Monday, June 12, 2006

The Scarlet Empress (Josef von Sternberg, 1934)



Even though it's about as Russian as Casablanca, Josef von Sternberg's masterful The Scarlet Empress eschews plot and dialogue for pure visual splendor. If the term "poetry" can be applied to visual images as well as to the written word, von Sternberg's film would most definitely warrant the label.

Using the story of German princess Sophia's transformation into Catherine the Great (von Sternberg muse Marlene Dietrich) of Russia as a starting off point, von Sternberg uses light, shade, and gothic imagery to convey the decadence and decay of Russia and Catherine's morality as her reign continues. All of these elements tensely build up the drama of the Russian Empire mostly without the aid of dialogue or intertitles. Brilliantly edited torture sequences bookend the story, once coming out of young Sophia's book and then happening for real under her creepily conniving husband, Peter (Sam Jaffe). The grandly extravagant and horrific set design trap every character in myth and romanticism, but these elements do not pierce the granite outsides of Catherine, Peter, or the Empress before them (a darkly comic Louise Dresser). Von Sternberg orchestrates not only the mise-en-scene to fit his vision but wrote and conducted the perfectly pompous music as well.

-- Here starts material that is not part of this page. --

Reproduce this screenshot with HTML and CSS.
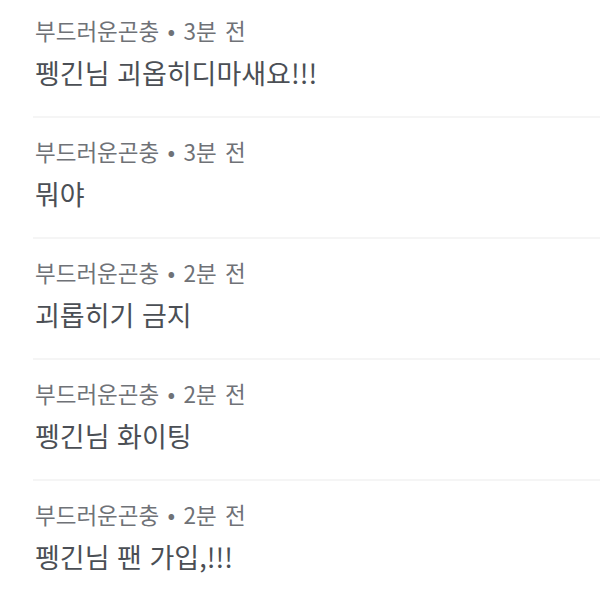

The performances, especially by Dietrich as naive princess and iron-fisted empress, are solid if the dialogue seems fit for a different setting (perhaps a light gangster flick). The film is less a history lesson than a magnificent exercise in style. To wit, an amazingly captured sequence featuring a gold pendant from one of Catherine's suitors encapsulates the physical rise and moral fall of the Scarlet Empress: Catherine tosses it out of a window onto a tree, and it falls from branch to branch, again and again, edited into a free-flowing cascade of beautiful collapse.